Given instruction
Check each line of the listing below for the string "this", and copy the ones that have it.

[Interface markup and scripts]
────────────────────
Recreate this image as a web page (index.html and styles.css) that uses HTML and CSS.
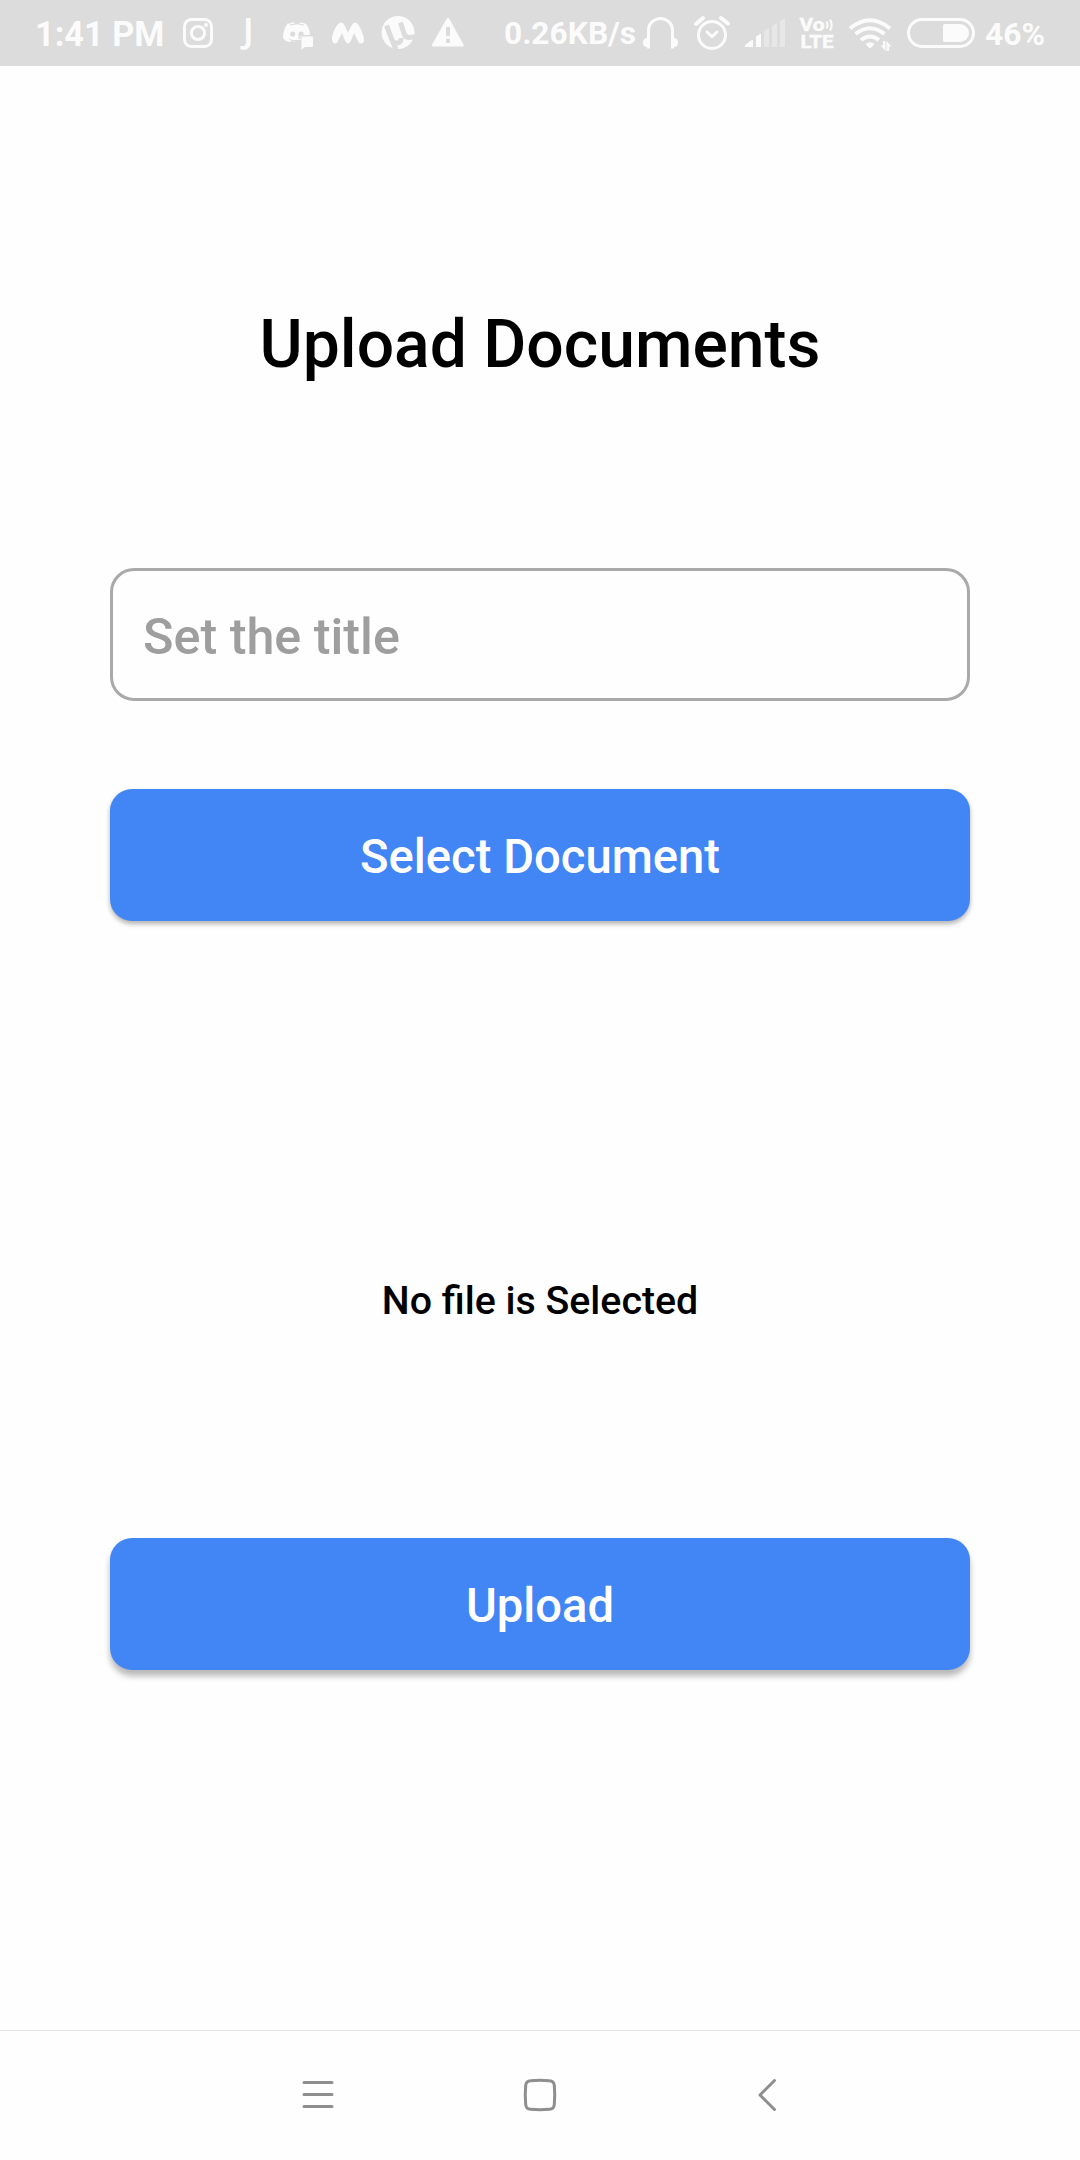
FILE: index.html
```html
<!DOCTYPE html>
<html lang="en">
<head>
<meta charset="utf-8">
<title>Upload Documents</title>
<link rel="stylesheet" href="styles.css">
</head>
<body>
<header class="status">
  <span class="status-text time">1:41 PM</span>
  <svg class="ic instagram" width="32" height="66" viewBox="182 0 32 66"><g class="line"><rect x="184.500" y="19.500" width="27" height="27" rx="7"/><circle cx="198" cy="33" r="6.600"/></g><circle cx="206" cy="25" r="2"/></svg>
  <span class="letter-j">J</span>
  <svg class="ic discord" width="32" height="66" viewBox="282 0 32 66"><path d="M288 24q3-2 6-1.500l1 1.500h4l1-1.500q3-.5 6 1.500 4 5 4 11h-9.500v7h-7l-1-1.500-2.500 1.500q-5-.5-7-4 0-9 5-15z"/><g class="hole"><circle cx="292.700" cy="34" r="2.600"/><path d="M298.500 34a2.600 2.600 0 0 1 5.200 0v1.500H300V39h-1.500z"/><path d="M288 38.500q4 2 10 1.500h3v2q-9 .5-13-3.500z"/></g><path d="M302 36.500h10q1 0 1 1V46q0 1-1 1h-7l-3.500 2.500v-12z"/><path d="M290 25q7-2.500 14 0" class="slit"/></svg>
  <svg class="ic myntra" width="34" height="66" viewBox="331 0 34 66"><path d="M332 39C332 33 337 23 341 22.500C344.500 22.500 346 29 348 32.500C350 29 352 22.500 355.500 22.500C359 23 364 35 364 40C364 44 360 44.500 358.500 42L354 33C352 38 350.500 43.500 348 43.500C345.500 43.500 344 38 342 33L337.500 42C336 44.500 332 44 332 39Z"/></svg>
  <svg class="ic torrent" width="34" height="66" viewBox="381 0 34 66"><circle cx="398" cy="32.500" r="16.500"/><path class="mu" d="M386.500 25.500L392 40q1.500 3.500 5 3 4.500 0 4-5M400.500 22.500l3.500 11q1.500 4 5 4l6.500-.5M393 42l3 8"/></svg>
  <svg class="ic warning" width="34" height="66" viewBox="431 0 34 66"><path d="M446.500 19q1.500-2 3 0l14 25.500q.8 2-1.200 2h-29q-2 0-1.200-2z"/><path class="hole" d="M446 27h4v9h-4zM446 39h4v4h-4z"/></svg>
  <span class="status-text speed">0.26KB/s</span>
  <svg class="ic headphones" width="37" height="66" viewBox="642 0 37 66"><path class="line" d="M648.500 46.500V30a12 11.500 0 0 1 24 0v16.500"/><path d="M647 38h3v10.500h-3V47q-4 0-4-4.500t4-4.500zM674 38h-3v10.500h3V47q4 0 4-4.500t-4-4.500z"/></svg>
  <svg class="ic alarm" width="37" height="66" viewBox="693 0 37 66"><g class="line"><circle cx="712" cy="35" r="13.500"/><path d="M707 32l5 4.700 5-4.700"/><path class="bell" d="M696 24l7-6M721 18l7 5.500"/></g></svg>
  <svg class="ic signal" width="42" height="66" viewBox="744 0 42 66"><path d="M745 47v-2l6-4.500q2-1 2 0V47zM756 47V36.500l4-2.500h1v13z"/><path class="dim" d="M764 47V31l4-2.500h1V47zM772 47V26l4-2.500h1V47zM780 47V21l4-2.500h1V47z"/></svg>
  <svg class="ic volte" width="35" height="66" viewBox="799 0 35 66"><text x="799.500" y="31" textLength="25" lengthAdjust="spacingAndGlyphs">Vo</text><text x="800.500" y="48" textLength="33" lengthAdjust="spacingAndGlyphs">LTE</text><path class="thin" d="M826.500 21.500q2 3.500 0 7M830 19.500q3.500 5.500 0 11"/></svg>
  <svg class="ic wifi" width="45" height="66" viewBox="848 0 45 66"><path class="wave" d="M850 28.500q20-16.500 40 0M855.500 34q14.500-11.500 29 0M861 40q9-7 18 0"/><path d="M865.500 44q4.500-3.500 9 0L871 47.700q-1 .8-2 0z"/><path class="gap" d="M880.500 39h12v12h-12z"/><path d="M883 41h2.500v10L880.500 45.500H883zM889 51h-2.500V41l5 5.500H889z"/></svg>
  <svg class="ic battery" width="70" height="66" viewBox="906 0 70 66"><rect class="line" x="908.500" y="19.500" width="65" height="27" rx="13.500"/><path d="M944.500 24H960a9 9 0 0 1 0 18H944.500q-1.500 0-1.500-1.500v-15q0-1.500 1.500-1.500z"/></svg>
  <span class="status-text percent">46%</span>
</header>
<main class="screen">
  <h1 class="title">Upload Documents</h1>
  <input class="field" type="text" placeholder="Set the title">
  <button class="button select" type="button">Select Document</button>
  <p class="message">No file is Selected</p>
  <button class="button upload" type="button">Upload</button>
</main>
<nav class="navbar">
  <svg width="32" height="36" viewBox="302 2077 32 36"><path d="M304 2082.500h28M304 2094.500h28M304 2106.500h28"/></svg>
  <svg width="36" height="36" viewBox="522 2077 36 36"><path d="M530.500 2080.700Q540 2079.800 549.500 2080.700 554 2081 554.300 2085.500 555.200 2095 554.300 2104.500 554 2109 549.500 2109.300 540 2110.200 530.500 2109.300 526 2109 525.700 2104.500 524.800 2095 525.700 2085.500 526 2081 530.500 2080.700z"/></svg>
  <svg width="22" height="36" viewBox="757 2077 22 36"><path d="M774.500 2080.500L760 2095l14.500 14.500"/></svg>
</nav>
</body>
</html>
```
FILE: styles.css
```css
* { box-sizing: border-box; }

body {
  margin: 0;
  width: 1080px;
  height: 2160px;
  display: flex;
  flex-direction: column;
  background: #fefefe;
  font-family: Roboto, sans-serif;
  font-weight: 500;
  color: #000;
}

.status {
  height: 66px;
  flex: none;
  display: flex;
  align-items: center;
  background: #dcdcdc;
  color: #fbfbfb;
  overflow: hidden;
}
.status > * { flex: none; }
.status-text {
  font-weight: 700;
  font-size: 32px;
  line-height: 66px;
  white-space: nowrap;
}
.time { width: 147px; padding: 2px 0 0 35px; font-size: 34.3px; margin-right: 35px; }
.letter-j {
  width: 12px;
  margin-left: 28px;
  margin-right: 28px;
  padding: 0 0 6px 1px;
  font: 600 34px/60px "Noto Sans", sans-serif;
}
.myntra { margin-left: 17px; }
.torrent { margin-left: 16px; }
.warning { margin-left: 16px; }
.speed { width: 138px; margin-left: 39px; padding-top: 1px; font-size: 31.7px; }
.alarm { margin-left: 14px; }
.signal { margin-left: 14px; }
.volte { margin-left: 13px; }
.wifi { margin-left: 14px; }
.battery { margin-left: 13px; }
.percent { margin-left: 9px; padding-top: 1px; font-size: 31.8px; }

.ic { fill: #fbfbfb; }
.ic .line { fill: none; stroke: #fbfbfb; stroke-width: 3; stroke-linecap: round; stroke-linejoin: round; }
.ic .bell { stroke-width: 4; }
.ic .hole, .ic .gap { fill: #dcdcdc; }
.ic .slit { fill: none; stroke: #dcdcdc; stroke-width: 1; }
.ic .mu { fill: none; stroke: #dcdcdc; stroke-width: 5; }
.ic .dim { fill: #e7e7e7; }
.ic .thin { fill: none; stroke: #fbfbfb; stroke-width: 2; }
.ic .wave { fill: none; stroke: #fbfbfb; stroke-width: 4; }
.volte text { font: 700 18px Roboto, sans-serif; stroke: #fbfbfb; stroke-width: .5; }

.screen {
  flex: 1;
  display: flex;
  flex-direction: column;
  align-items: center;
}
.title {
  margin: 239px 0 0;
  font-size: 66px;
  font-weight: 500;
  line-height: 80px;
}
.field {
  width: 860px;
  height: 133px;
  margin-top: 183px;
  padding: 3px 30px 0;
  border: 3px solid #a9a9a9;
  border-radius: 24px;
  background: transparent;
  font: 500 50.3px Roboto, sans-serif;
}
.field::placeholder { color: #9e9e9e; opacity: 1; }
.button {
  width: 860px;
  height: 132px;
  padding: 3px 0 0;
  border: 0;
  border-radius: 22px;
  background: #4285f4;
  color: #fff;
  font: 500 47.2px Roboto, sans-serif;
}
.select { margin-top: 88px; box-shadow: 0 3px 5px rgba(0, 0, 0, .3); }
.message {
  margin: 356px 0 0;
  font-size: 39.3px;
  line-height: 48px;
}
.upload { margin-top: 213px; box-shadow: 0 6px 6px rgba(0, 0, 0, .28); }

.navbar {
  height: 130px;
  flex: none;
  display: flex;
  align-items: center;
  padding: 0 302px 1px;
  border-top: 1px solid #e3e3e3;
}
.navbar svg { flex: none; fill: none; stroke: #8e8e8e; stroke-width: 3; stroke-linecap: round; stroke-linejoin: round; }
.navbar svg:nth-child(2) { margin-left: 188px; }
.navbar svg:nth-child(3) { margin-left: 199px; }
```
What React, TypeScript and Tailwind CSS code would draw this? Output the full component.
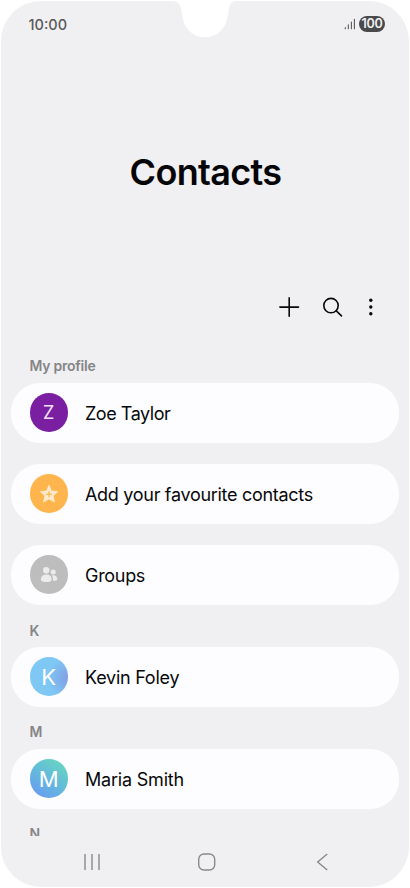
────────────────────
Written answer
Recreate this image as a web page (index.html and styles.css) that uses HTML and CSS.
What React, TypeScript and Tailwind CSS code would draw this? Output the full component.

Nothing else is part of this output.